## AIM
Reproduce the listing below character for character; drop every image.

## SUPPLIED ENTRIES
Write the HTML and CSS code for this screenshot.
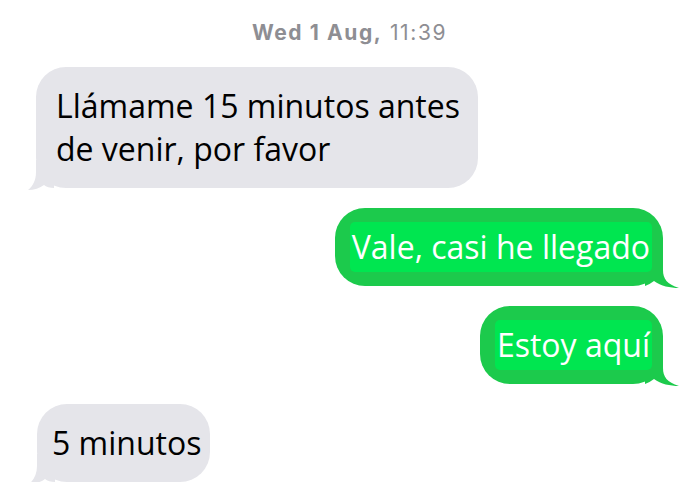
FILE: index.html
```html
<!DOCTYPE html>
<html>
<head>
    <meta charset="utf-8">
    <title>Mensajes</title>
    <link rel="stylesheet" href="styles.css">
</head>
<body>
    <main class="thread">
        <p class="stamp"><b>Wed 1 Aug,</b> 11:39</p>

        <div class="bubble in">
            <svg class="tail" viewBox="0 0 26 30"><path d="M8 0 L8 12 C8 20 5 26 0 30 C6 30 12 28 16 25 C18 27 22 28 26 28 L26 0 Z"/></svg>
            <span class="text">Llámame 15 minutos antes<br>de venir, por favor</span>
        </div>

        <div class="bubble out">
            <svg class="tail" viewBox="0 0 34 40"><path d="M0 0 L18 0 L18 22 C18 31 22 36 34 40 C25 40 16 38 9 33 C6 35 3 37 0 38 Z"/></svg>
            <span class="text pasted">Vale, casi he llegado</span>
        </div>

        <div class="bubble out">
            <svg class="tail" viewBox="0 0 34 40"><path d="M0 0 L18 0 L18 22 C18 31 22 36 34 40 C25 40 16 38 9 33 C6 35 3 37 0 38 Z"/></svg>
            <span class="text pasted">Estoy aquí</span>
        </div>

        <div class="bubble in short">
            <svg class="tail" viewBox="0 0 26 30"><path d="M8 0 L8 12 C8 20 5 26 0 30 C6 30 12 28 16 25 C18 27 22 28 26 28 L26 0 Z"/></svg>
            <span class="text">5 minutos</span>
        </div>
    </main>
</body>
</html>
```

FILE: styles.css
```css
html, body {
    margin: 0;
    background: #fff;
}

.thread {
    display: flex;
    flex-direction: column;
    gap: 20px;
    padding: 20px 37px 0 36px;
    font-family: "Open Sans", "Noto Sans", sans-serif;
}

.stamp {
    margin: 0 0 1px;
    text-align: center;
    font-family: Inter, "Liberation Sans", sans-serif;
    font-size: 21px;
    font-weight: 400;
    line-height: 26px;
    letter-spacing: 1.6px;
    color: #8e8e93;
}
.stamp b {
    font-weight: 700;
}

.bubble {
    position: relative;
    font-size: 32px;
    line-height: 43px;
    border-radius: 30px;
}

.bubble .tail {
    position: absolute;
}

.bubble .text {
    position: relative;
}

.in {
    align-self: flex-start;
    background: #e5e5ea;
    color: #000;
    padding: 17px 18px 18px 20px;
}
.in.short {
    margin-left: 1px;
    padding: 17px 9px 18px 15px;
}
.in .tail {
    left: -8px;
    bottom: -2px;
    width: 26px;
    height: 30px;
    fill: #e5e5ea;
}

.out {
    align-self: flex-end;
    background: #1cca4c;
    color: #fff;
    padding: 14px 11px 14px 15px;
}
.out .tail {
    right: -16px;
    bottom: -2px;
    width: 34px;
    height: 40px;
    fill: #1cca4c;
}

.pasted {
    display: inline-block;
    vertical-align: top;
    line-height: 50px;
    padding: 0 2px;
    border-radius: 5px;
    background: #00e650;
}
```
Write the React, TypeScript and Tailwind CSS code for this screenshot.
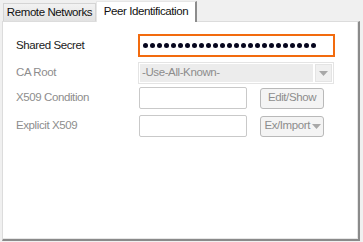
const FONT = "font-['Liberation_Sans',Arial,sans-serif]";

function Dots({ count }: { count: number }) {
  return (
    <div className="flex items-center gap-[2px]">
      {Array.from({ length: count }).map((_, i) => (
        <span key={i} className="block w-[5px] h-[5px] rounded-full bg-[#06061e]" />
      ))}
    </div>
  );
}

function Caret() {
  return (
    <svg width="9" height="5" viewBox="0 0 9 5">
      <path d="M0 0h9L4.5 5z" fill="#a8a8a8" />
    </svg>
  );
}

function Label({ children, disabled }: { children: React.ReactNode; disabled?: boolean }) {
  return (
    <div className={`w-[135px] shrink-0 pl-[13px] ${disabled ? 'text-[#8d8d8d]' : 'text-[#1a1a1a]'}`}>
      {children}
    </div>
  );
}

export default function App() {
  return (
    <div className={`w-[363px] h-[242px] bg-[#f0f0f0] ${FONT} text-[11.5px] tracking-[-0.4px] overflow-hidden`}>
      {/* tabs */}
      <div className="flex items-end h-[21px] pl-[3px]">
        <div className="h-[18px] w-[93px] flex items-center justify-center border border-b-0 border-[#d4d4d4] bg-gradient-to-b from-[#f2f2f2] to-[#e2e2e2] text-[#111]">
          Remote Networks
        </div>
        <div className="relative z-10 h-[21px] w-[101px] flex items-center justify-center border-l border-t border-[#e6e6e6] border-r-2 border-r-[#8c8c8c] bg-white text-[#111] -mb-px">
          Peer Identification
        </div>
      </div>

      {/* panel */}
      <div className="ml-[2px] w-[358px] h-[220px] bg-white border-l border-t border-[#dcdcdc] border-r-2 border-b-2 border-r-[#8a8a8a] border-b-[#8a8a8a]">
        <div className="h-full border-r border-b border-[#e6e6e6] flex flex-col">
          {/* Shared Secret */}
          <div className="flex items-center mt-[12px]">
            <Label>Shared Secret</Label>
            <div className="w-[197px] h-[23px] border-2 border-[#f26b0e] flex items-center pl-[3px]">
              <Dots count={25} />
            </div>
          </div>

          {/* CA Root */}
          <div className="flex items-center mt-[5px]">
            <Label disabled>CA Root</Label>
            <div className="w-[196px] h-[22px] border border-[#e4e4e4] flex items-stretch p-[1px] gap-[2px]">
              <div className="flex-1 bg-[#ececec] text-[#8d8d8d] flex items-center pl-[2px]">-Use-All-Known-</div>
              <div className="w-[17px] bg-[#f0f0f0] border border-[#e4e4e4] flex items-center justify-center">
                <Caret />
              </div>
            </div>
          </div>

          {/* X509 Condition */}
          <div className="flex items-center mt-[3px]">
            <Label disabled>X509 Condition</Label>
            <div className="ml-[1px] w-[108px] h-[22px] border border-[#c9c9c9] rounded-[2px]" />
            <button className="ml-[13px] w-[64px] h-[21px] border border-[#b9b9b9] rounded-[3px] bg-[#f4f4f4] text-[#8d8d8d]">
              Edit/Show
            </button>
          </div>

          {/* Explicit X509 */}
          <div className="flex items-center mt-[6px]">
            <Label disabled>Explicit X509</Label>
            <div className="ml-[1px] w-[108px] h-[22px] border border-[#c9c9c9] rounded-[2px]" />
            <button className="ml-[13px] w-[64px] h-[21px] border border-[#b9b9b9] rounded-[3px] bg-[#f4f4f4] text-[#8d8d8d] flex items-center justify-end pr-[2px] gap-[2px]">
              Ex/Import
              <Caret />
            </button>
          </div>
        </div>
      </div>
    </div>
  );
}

## EXERCISE RESULT
Write the HTML and CSS code for this screenshot.
FILE: index.html
```html
<!DOCTYPE html>
<html>
<head>
    <meta charset="utf-8">
    <title>Mensajes</title>
    <link rel="stylesheet" href="styles.css">
</head>
<body>
    <main class="thread">
        <p class="stamp"><b>Wed 1 Aug,</b> 11:39</p>

        <div class="bubble in">
            <svg class="tail" viewBox="0 0 26 30"><path d="M8 0 L8 12 C8 20 5 26 0 30 C6 30 12 28 16 25 C18 27 22 28 26 28 L26 0 Z"/></svg>
            <span class="text">Llámame 15 minutos antes<br>de venir, por favor</span>
        </div>

        <div class="bubble out">
            <svg class="tail" viewBox="0 0 34 40"><path d="M0 0 L18 0 L18 22 C18 31 22 36 34 40 C25 40 16 38 9 33 C6 35 3 37 0 38 Z"/></svg>
            <span class="text pasted">Vale, casi he llegado</span>
        </div>

        <div class="bubble out">
            <svg class="tail" viewBox="0 0 34 40"><path d="M0 0 L18 0 L18 22 C18 31 22 36 34 40 C25 40 16 38 9 33 C6 35 3 37 0 38 Z"/></svg>
            <span class="text pasted">Estoy aquí</span>
        </div>

        <div class="bubble in short">
            <svg class="tail" viewBox="0 0 26 30"><path d="M8 0 L8 12 C8 20 5 26 0 30 C6 30 12 28 16 25 C18 27 22 28 26 28 L26 0 Z"/></svg>
            <span class="text">5 minutos</span>
        </div>
    </main>
</body>
</html>
```

FILE: styles.css
```css
html, body {
    margin: 0;
    background: #fff;
}

.thread {
    display: flex;
    flex-direction: column;
    gap: 20px;
    padding: 20px 37px 0 36px;
    font-family: "Open Sans", "Noto Sans", sans-serif;
}

.stamp {
    margin: 0 0 1px;
    text-align: center;
    font-family: Inter, "Liberation Sans", sans-serif;
    font-size: 21px;
    font-weight: 400;
    line-height: 26px;
    letter-spacing: 1.6px;
    color: #8e8e93;
}
.stamp b {
    font-weight: 700;
}

.bubble {
    position: relative;
    font-size: 32px;
    line-height: 43px;
    border-radius: 30px;
}

.bubble .tail {
    position: absolute;
}

.bubble .text {
    position: relative;
}

.in {
    align-self: flex-start;
    background: #e5e5ea;
    color: #000;
    padding: 17px 18px 18px 20px;
}
.in.short {
    margin-left: 1px;
    padding: 17px 9px 18px 15px;
}
.in .tail {
    left: -8px;
    bottom: -2px;
    width: 26px;
    height: 30px;
    fill: #e5e5ea;
}

.out {
    align-self: flex-end;
    background: #1cca4c;
    color: #fff;
    padding: 14px 11px 14px 15px;
}
.out .tail {
    right: -16px;
    bottom: -2px;
    width: 34px;
    height: 40px;
    fill: #1cca4c;
}

.pasted {
    display: inline-block;
    vertical-align: top;
    line-height: 50px;
    padding: 0 2px;
    border-radius: 5px;
    background: #00e650;
}
```
Write the React, TypeScript and Tailwind CSS code for this screenshot.
const FONT = "font-['Liberation_Sans',Arial,sans-serif]";

function Dots({ count }: { count: number }) {
  return (
    <div className="flex items-center gap-[2px]">
      {Array.from({ length: count }).map((_, i) => (
        <span key={i} className="block w-[5px] h-[5px] rounded-full bg-[#06061e]" />
      ))}
    </div>
  );
}

function Caret() {
  return (
    <svg width="9" height="5" viewBox="0 0 9 5">
      <path d="M0 0h9L4.5 5z" fill="#a8a8a8" />
    </svg>
  );
}

function Label({ children, disabled }: { children: React.ReactNode; disabled?: boolean }) {
  return (
    <div className={`w-[135px] shrink-0 pl-[13px] ${disabled ? 'text-[#8d8d8d]' : 'text-[#1a1a1a]'}`}>
      {children}
    </div>
  );
}

export default function App() {
  return (
    <div className={`w-[363px] h-[242px] bg-[#f0f0f0] ${FONT} text-[11.5px] tracking-[-0.4px] overflow-hidden`}>
      {/* tabs */}
      <div className="flex items-end h-[21px] pl-[3px]">
        <div className="h-[18px] w-[93px] flex items-center justify-center border border-b-0 border-[#d4d4d4] bg-gradient-to-b from-[#f2f2f2] to-[#e2e2e2] text-[#111]">
          Remote Networks
        </div>
        <div className="relative z-10 h-[21px] w-[101px] flex items-center justify-center border-l border-t border-[#e6e6e6] border-r-2 border-r-[#8c8c8c] bg-white text-[#111] -mb-px">
          Peer Identification
        </div>
      </div>

      {/* panel */}
      <div className="ml-[2px] w-[358px] h-[220px] bg-white border-l border-t border-[#dcdcdc] border-r-2 border-b-2 border-r-[#8a8a8a] border-b-[#8a8a8a]">
        <div className="h-full border-r border-b border-[#e6e6e6] flex flex-col">
          {/* Shared Secret */}
          <div className="flex items-center mt-[12px]">
            <Label>Shared Secret</Label>
            <div className="w-[197px] h-[23px] border-2 border-[#f26b0e] flex items-center pl-[3px]">
              <Dots count={25} />
            </div>
          </div>

          {/* CA Root */}
          <div className="flex items-center mt-[5px]">
            <Label disabled>CA Root</Label>
            <div className="w-[196px] h-[22px] border border-[#e4e4e4] flex items-stretch p-[1px] gap-[2px]">
              <div className="flex-1 bg-[#ececec] text-[#8d8d8d] flex items-center pl-[2px]">-Use-All-Known-</div>
              <div className="w-[17px] bg-[#f0f0f0] border border-[#e4e4e4] flex items-center justify-center">
                <Caret />
              </div>
            </div>
          </div>

          {/* X509 Condition */}
          <div className="flex items-center mt-[3px]">
            <Label disabled>X509 Condition</Label>
            <div className="ml-[1px] w-[108px] h-[22px] border border-[#c9c9c9] rounded-[2px]" />
            <button className="ml-[13px] w-[64px] h-[21px] border border-[#b9b9b9] rounded-[3px] bg-[#f4f4f4] text-[#8d8d8d]">
              Edit/Show
            </button>
          </div>

          {/* Explicit X509 */}
          <div className="flex items-center mt-[6px]">
            <Label disabled>Explicit X509</Label>
            <div className="ml-[1px] w-[108px] h-[22px] border border-[#c9c9c9] rounded-[2px]" />
            <button className="ml-[13px] w-[64px] h-[21px] border border-[#b9b9b9] rounded-[3px] bg-[#f4f4f4] text-[#8d8d8d] flex items-center justify-end pr-[2px] gap-[2px]">
              Ex/Import
              <Caret />
            </button>
          </div>
        </div>
      </div>
    </div>
  );
}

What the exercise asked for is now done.